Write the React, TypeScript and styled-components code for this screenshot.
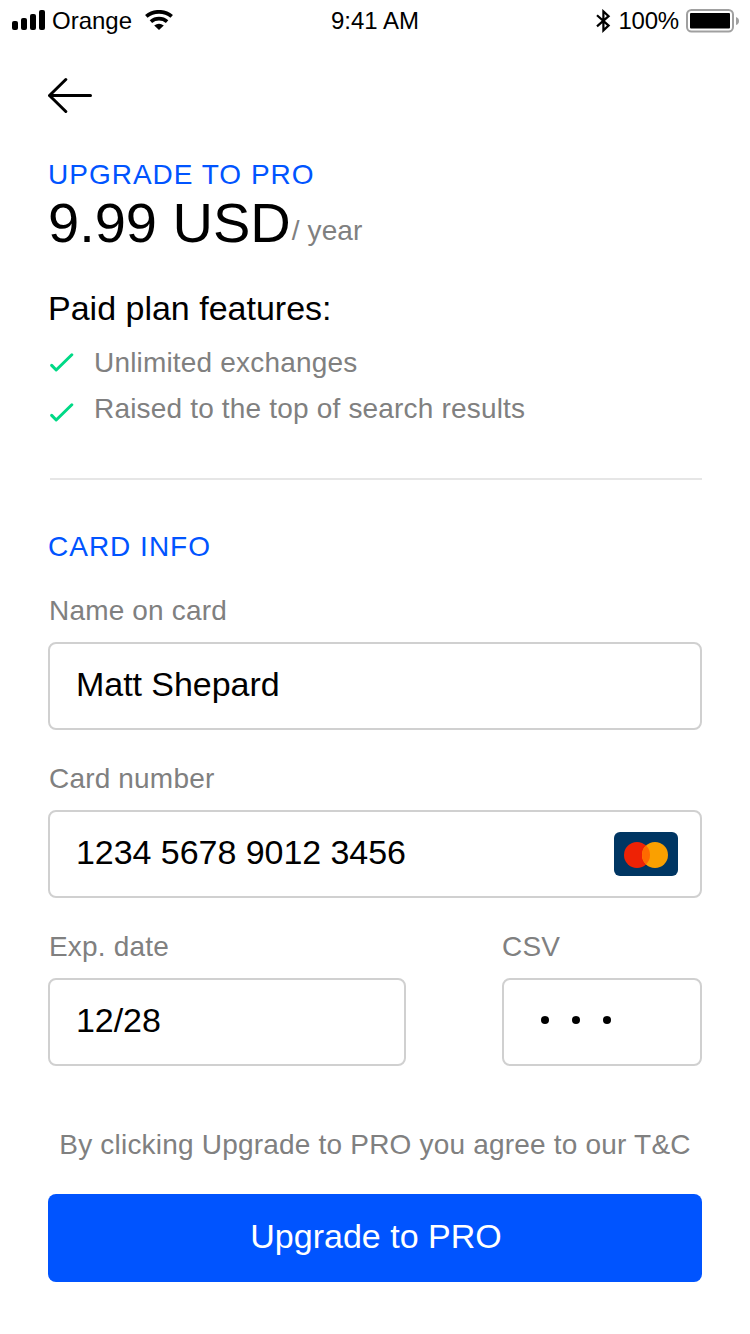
import React from "react";
import styled, { createGlobalStyle } from "styled-components";

const Global = createGlobalStyle`
  * { box-sizing: border-box; }
  body { margin: 0; background: #fff; font-family: "Liberation Sans", Arial, sans-serif; color: #000; }
`;

const Screen = styled.div`
  width: 750px;
  height: 1334px;
  display: flex;
  flex-direction: column;
  background: #fff;
  overflow: hidden;
`;

const StatusBar = styled.header`
  height: 40px;
  display: grid;
  grid-template-columns: 1fr auto 1fr;
  align-items: center;
  padding: 1px 11px 0;
  font-size: 24px;
  line-height: 39px;
`;

const StatusSide = styled.div<{ $end?: boolean }>`
  display: flex;
  align-items: center;
  justify-content: ${p => (p.$end ? "flex-end" : "flex-start")};
  gap: 7px;
  svg { display: block; flex: none; margin-bottom: ${p => (p.$end ? 0 : 1)}px; }
`;

const Carrier = styled.span`
  width: 86px;
  white-space: nowrap;
`;

const Percent = styled.span`
  letter-spacing: -0.2px;
`;

const Body = styled.main`
  display: flex;
  flex-direction: column;
  padding: 36px 48px 0;
`;

const Back = styled.button`
  border: 0;
  background: none;
  padding: 0;
  width: 46px;
  height: 40px;
  svg { display: block; }
`;

const Heading = styled.h2<{ $top: number }>`
  margin: ${p => p.$top}px 0 0;
  font-size: 28px;
  line-height: 32px;
  font-weight: 400;
  letter-spacing: 1px;
  color: #0054ff;
`;

const Price = styled.div`
  display: flex;
  align-items: baseline;
  height: 64px;
  line-height: 64px;
  font-size: 56px;
  white-space: nowrap;
`;

const Period = styled.span`
  position: relative;
  top: -2px;
  font-size: 28px;
  color: #808080;
  margin-left: 1px;
  letter-spacing: 0.1px;
`;

const FeatureTitle = styled.h3`
  margin: 33px 0 0;
  font-size: 34px;
  line-height: 40px;
  font-weight: 400;
`;

const Features = styled.ul`
  list-style: none;
  margin: 12px 0 0;
  padding: 0;
`;

const Feature = styled.li<{ $drop?: number }>`
  display: flex;
  align-items: center;
  gap: 20px;
  height: 46px;
  padding-left: 2px;
  font-size: 28px;
  letter-spacing: 0.18px;
  color: #808080;
  svg { flex: none; margin-top: ${p => p.$drop ?? 0}px; }
`;

const Divider = styled.hr`
  width: 652px;
  height: 2px;
  border: 0;
  background: #e6e6e6;
  margin: 46px 0 0 2px;
`;

const Field = styled.label<{ $w?: number; $top?: number }>`
  display: flex;
  flex-direction: column;
  width: ${p => p.$w ?? 654}px;
  margin-top: ${p => p.$top ?? 32}px;
`;

const Label = styled.span<{ $inset?: number }>`
  height: 48px;
  padding: 1px 0 0 ${p => p.$inset ?? 1}px;
  line-height: 32px;
  font-size: 28px;
  letter-spacing: 0.18px;
  color: #808080;
`;

const Box = styled.div`
  height: 88px;
  border: 2px solid #d0d0d0;
  border-radius: 8px;
  padding: 0 22px 4px 26px;
  display: flex;
  align-items: center;
  justify-content: space-between;
  font-size: 34px;
  letter-spacing: -0.05px;
  svg { display: block; margin-top: 4px; }
`;

const Row = styled.div`
  display: flex;
  justify-content: space-between;
`;

const Dots = styled.div`
  display: flex;
  gap: 23px;
  padding-left: 11px;
`;

const Dot = styled.i`
  width: 8px;
  height: 8px;
  border-radius: 50%;
  background: #000;
`;

const Terms = styled.p`
  margin: 62px 0 0;
  height: 66px;
  line-height: 34px;
  font-size: 28px;
  letter-spacing: 0.2px;
  color: #808080;
  text-align: center;
  white-space: nowrap;
`;

const Submit = styled.button`
  height: 88px;
  border: 0;
  border-radius: 8px;
  background: #0054ff;
  color: #fff;
  font: 34px "Liberation Sans", Arial, sans-serif;
  padding: 0 0 4px 2px;
`;

const Signal = () => (
  <svg width="34" height="20" viewBox="0 0 34 20">
    <rect x="1" y="11" width="6" height="9" rx="2" />
    <rect x="10" y="8" width="6" height="12" rx="2" />
    <rect x="19" y="4" width="6" height="16" rx="2" />
    <rect x="28" y="0" width="6" height="20" rx="2" />
  </svg>
);

const Wifi = () => (
  <svg width="28" height="20" viewBox="0 0 28 20">
    <g fill="none" stroke="#000" strokeWidth="3.8">
      <path d="M1.3 6.4C8.5 0.3 19.5 0.3 26.7 6.4" />
      <path d="M5.9 11.6C10.6 7.7 17.4 7.7 22.1 11.6" />
    </g>
    <path d="M14 20 9.2 15.6Q14 11.8 18.8 15.6Z" />
  </svg>
);

const Bluetooth = () => (
  <svg width="16" height="24" viewBox="0 0 16 24" fill="none" stroke="#000" strokeWidth="2.2">
    <path d="M2 6.2 13.6 16.6 8.4 21.4V2.4l5.2 4.8L2 17.4" />
  </svg>
);

const Battery = () => (
  <svg width="53" height="24" viewBox="0 0 53 24">
    <rect x="1" y="1" width="46" height="21.5" rx="4.5" fill="none" stroke="#a0a0a0" strokeWidth="2" />
    <rect x="4" y="4" width="40" height="15.5" rx="1" />
    <path d="M50 8Q53 9 53 12T50 16Z" fill="#a0a0a0" />
  </svg>
);

const Check = () => (
  <svg width="24" height="20" viewBox="0 0 24 20" fill="none" stroke="#00d986" strokeWidth="3" strokeLinecap="round" strokeLinejoin="round">
    <path d="M1.7 12.4 6.2 17 21.8 1.8" />
  </svg>
);

const CardBrand = () => (
  <svg width="64" height="44" viewBox="0 0 64 44">
    <rect width="64" height="44" rx="6" fill="#003663" />
    <circle cx="23" cy="23" r="13" fill="#ee2205" />
    <circle cx="41" cy="23" r="13" fill="#faa000" />
    <path d="M32 13.6a13 13 0 0 1 0 18.8a13 13 0 0 1 0-18.8Z" fill="#ff6a00" />
  </svg>
);

export default function App() {
  return (
    <Screen>
      <Global />
      <StatusBar>
        <StatusSide>
          <Signal />
          <Carrier>Orange</Carrier>
          <Wifi />
        </StatusSide>
        <span>9:41 AM</span>
        <StatusSide $end>
          <Bluetooth />
          <Percent>100%</Percent>
          <Battery />
        </StatusSide>
      </StatusBar>
      <Body>
        <Back aria-label="Back">
          <svg width="46" height="40" fill="none" stroke="#000" strokeWidth="3" strokeLinecap="round" strokeLinejoin="round">
            <path d="M42.5 19.5H1.5M17.8 3.5 1.5 19.5 17.8 35.5" />
          </svg>
        </Back>
        <Heading $top={43}>UPGRADE TO PRO</Heading>
        <Price>9.99 USD<Period>/ year</Period></Price>
        <FeatureTitle>Paid plan features:</FeatureTitle>
        <Features>
          <Feature><Check />Unlimited exchanges</Feature>
          <Feature $drop={7}><Check />Raised to the top of search results</Feature>
        </Features>
        <Divider />
        <Heading $top={51}>CARD INFO</Heading>
        <Field $top={31}><Label>Name on card</Label><Box>Matt Shepard</Box></Field>
        <Field><Label>Card number</Label><Box>1234 5678 9012 3456<CardBrand /></Box></Field>
        <Row>
          <Field $w={358}><Label>Exp. date</Label><Box>12/28</Box></Field>
          <Field $w={200}><Label $inset={0}>CSV</Label><Box><Dots><Dot /><Dot /><Dot /></Dots></Box></Field>
        </Row>
        <Terms>By clicking Upgrade to PRO you agree to our T&amp;C</Terms>
        <Submit>Upgrade to PRO</Submit>
      </Body>
    </Screen>
  );
}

WHAT IS ASKED. Quote the material in full and exactly; do not carry over its pictures.

IN RESPONSE.
Write the React, TypeScript and styled-components code for this screenshot.
import React from "react";
import styled, { createGlobalStyle } from "styled-components";

const Global = createGlobalStyle`
  * { box-sizing: border-box; }
  body { margin: 0; background: #fff; font-family: "Liberation Sans", Arial, sans-serif; color: #000; }
`;

const Screen = styled.div`
  width: 750px;
  height: 1334px;
  display: flex;
  flex-direction: column;
  background: #fff;
  overflow: hidden;
`;

const StatusBar = styled.header`
  height: 40px;
  display: grid;
  grid-template-columns: 1fr auto 1fr;
  align-items: center;
  padding: 1px 11px 0;
  font-size: 24px;
  line-height: 39px;
`;

const StatusSide = styled.div<{ $end?: boolean }>`
  display: flex;
  align-items: center;
  justify-content: ${p => (p.$end ? "flex-end" : "flex-start")};
  gap: 7px;
  svg { display: block; flex: none; margin-bottom: ${p => (p.$end ? 0 : 1)}px; }
`;

const Carrier = styled.span`
  width: 86px;
  white-space: nowrap;
`;

const Percent = styled.span`
  letter-spacing: -0.2px;
`;

const Body = styled.main`
  display: flex;
  flex-direction: column;
  padding: 36px 48px 0;
`;

const Back = styled.button`
  border: 0;
  background: none;
  padding: 0;
  width: 46px;
  height: 40px;
  svg { display: block; }
`;

const Heading = styled.h2<{ $top: number }>`
  margin: ${p => p.$top}px 0 0;
  font-size: 28px;
  line-height: 32px;
  font-weight: 400;
  letter-spacing: 1px;
  color: #0054ff;
`;

const Price = styled.div`
  display: flex;
  align-items: baseline;
  height: 64px;
  line-height: 64px;
  font-size: 56px;
  white-space: nowrap;
`;

const Period = styled.span`
  position: relative;
  top: -2px;
  font-size: 28px;
  color: #808080;
  margin-left: 1px;
  letter-spacing: 0.1px;
`;

const FeatureTitle = styled.h3`
  margin: 33px 0 0;
  font-size: 34px;
  line-height: 40px;
  font-weight: 400;
`;

const Features = styled.ul`
  list-style: none;
  margin: 12px 0 0;
  padding: 0;
`;

const Feature = styled.li<{ $drop?: number }>`
  display: flex;
  align-items: center;
  gap: 20px;
  height: 46px;
  padding-left: 2px;
  font-size: 28px;
  letter-spacing: 0.18px;
  color: #808080;
  svg { flex: none; margin-top: ${p => p.$drop ?? 0}px; }
`;

const Divider = styled.hr`
  width: 652px;
  height: 2px;
  border: 0;
  background: #e6e6e6;
  margin: 46px 0 0 2px;
`;

const Field = styled.label<{ $w?: number; $top?: number }>`
  display: flex;
  flex-direction: column;
  width: ${p => p.$w ?? 654}px;
  margin-top: ${p => p.$top ?? 32}px;
`;

const Label = styled.span<{ $inset?: number }>`
  height: 48px;
  padding: 1px 0 0 ${p => p.$inset ?? 1}px;
  line-height: 32px;
  font-size: 28px;
  letter-spacing: 0.18px;
  color: #808080;
`;

const Box = styled.div`
  height: 88px;
  border: 2px solid #d0d0d0;
  border-radius: 8px;
  padding: 0 22px 4px 26px;
  display: flex;
  align-items: center;
  justify-content: space-between;
  font-size: 34px;
  letter-spacing: -0.05px;
  svg { display: block; margin-top: 4px; }
`;

const Row = styled.div`
  display: flex;
  justify-content: space-between;
`;

const Dots = styled.div`
  display: flex;
  gap: 23px;
  padding-left: 11px;
`;

const Dot = styled.i`
  width: 8px;
  height: 8px;
  border-radius: 50%;
  background: #000;
`;

const Terms = styled.p`
  margin: 62px 0 0;
  height: 66px;
  line-height: 34px;
  font-size: 28px;
  letter-spacing: 0.2px;
  color: #808080;
  text-align: center;
  white-space: nowrap;
`;

const Submit = styled.button`
  height: 88px;
  border: 0;
  border-radius: 8px;
  background: #0054ff;
  color: #fff;
  font: 34px "Liberation Sans", Arial, sans-serif;
  padding: 0 0 4px 2px;
`;

const Signal = () => (
  <svg width="34" height="20" viewBox="0 0 34 20">
    <rect x="1" y="11" width="6" height="9" rx="2" />
    <rect x="10" y="8" width="6" height="12" rx="2" />
    <rect x="19" y="4" width="6" height="16" rx="2" />
    <rect x="28" y="0" width="6" height="20" rx="2" />
  </svg>
);

const Wifi = () => (
  <svg width="28" height="20" viewBox="0 0 28 20">
    <g fill="none" stroke="#000" strokeWidth="3.8">
      <path d="M1.3 6.4C8.5 0.3 19.5 0.3 26.7 6.4" />
      <path d="M5.9 11.6C10.6 7.7 17.4 7.7 22.1 11.6" />
    </g>
    <path d="M14 20 9.2 15.6Q14 11.8 18.8 15.6Z" />
  </svg>
);

const Bluetooth = () => (
  <svg width="16" height="24" viewBox="0 0 16 24" fill="none" stroke="#000" strokeWidth="2.2">
    <path d="M2 6.2 13.6 16.6 8.4 21.4V2.4l5.2 4.8L2 17.4" />
  </svg>
);

const Battery = () => (
  <svg width="53" height="24" viewBox="0 0 53 24">
    <rect x="1" y="1" width="46" height="21.5" rx="4.5" fill="none" stroke="#a0a0a0" strokeWidth="2" />
    <rect x="4" y="4" width="40" height="15.5" rx="1" />
    <path d="M50 8Q53 9 53 12T50 16Z" fill="#a0a0a0" />
  </svg>
);

const Check = () => (
  <svg width="24" height="20" viewBox="0 0 24 20" fill="none" stroke="#00d986" strokeWidth="3" strokeLinecap="round" strokeLinejoin="round">
    <path d="M1.7 12.4 6.2 17 21.8 1.8" />
  </svg>
);

const CardBrand = () => (
  <svg width="64" height="44" viewBox="0 0 64 44">
    <rect width="64" height="44" rx="6" fill="#003663" />
    <circle cx="23" cy="23" r="13" fill="#ee2205" />
    <circle cx="41" cy="23" r="13" fill="#faa000" />
    <path d="M32 13.6a13 13 0 0 1 0 18.8a13 13 0 0 1 0-18.8Z" fill="#ff6a00" />
  </svg>
);

export default function App() {
  return (
    <Screen>
      <Global />
      <StatusBar>
        <StatusSide>
          <Signal />
          <Carrier>Orange</Carrier>
          <Wifi />
        </StatusSide>
        <span>9:41 AM</span>
        <StatusSide $end>
          <Bluetooth />
          <Percent>100%</Percent>
          <Battery />
        </StatusSide>
      </StatusBar>
      <Body>
        <Back aria-label="Back">
          <svg width="46" height="40" fill="none" stroke="#000" strokeWidth="3" strokeLinecap="round" strokeLinejoin="round">
            <path d="M42.5 19.5H1.5M17.8 3.5 1.5 19.5 17.8 35.5" />
          </svg>
        </Back>
        <Heading $top={43}>UPGRADE TO PRO</Heading>
        <Price>9.99 USD<Period>/ year</Period></Price>
        <FeatureTitle>Paid plan features:</FeatureTitle>
        <Features>
          <Feature><Check />Unlimited exchanges</Feature>
          <Feature $drop={7}><Check />Raised to the top of search results</Feature>
        </Features>
        <Divider />
        <Heading $top={51}>CARD INFO</Heading>
        <Field $top={31}><Label>Name on card</Label><Box>Matt Shepard</Box></Field>
        <Field><Label>Card number</Label><Box>1234 5678 9012 3456<CardBrand /></Box></Field>
        <Row>
          <Field $w={358}><Label>Exp. date</Label><Box>12/28</Box></Field>
          <Field $w={200}><Label $inset={0}>CSV</Label><Box><Dots><Dot /><Dot /><Dot /></Dots></Box></Field>
        </Row>
        <Terms>By clicking Upgrade to PRO you agree to our T&amp;C</Terms>
        <Submit>Upgrade to PRO</Submit>
      </Body>
    </Screen>
  );
}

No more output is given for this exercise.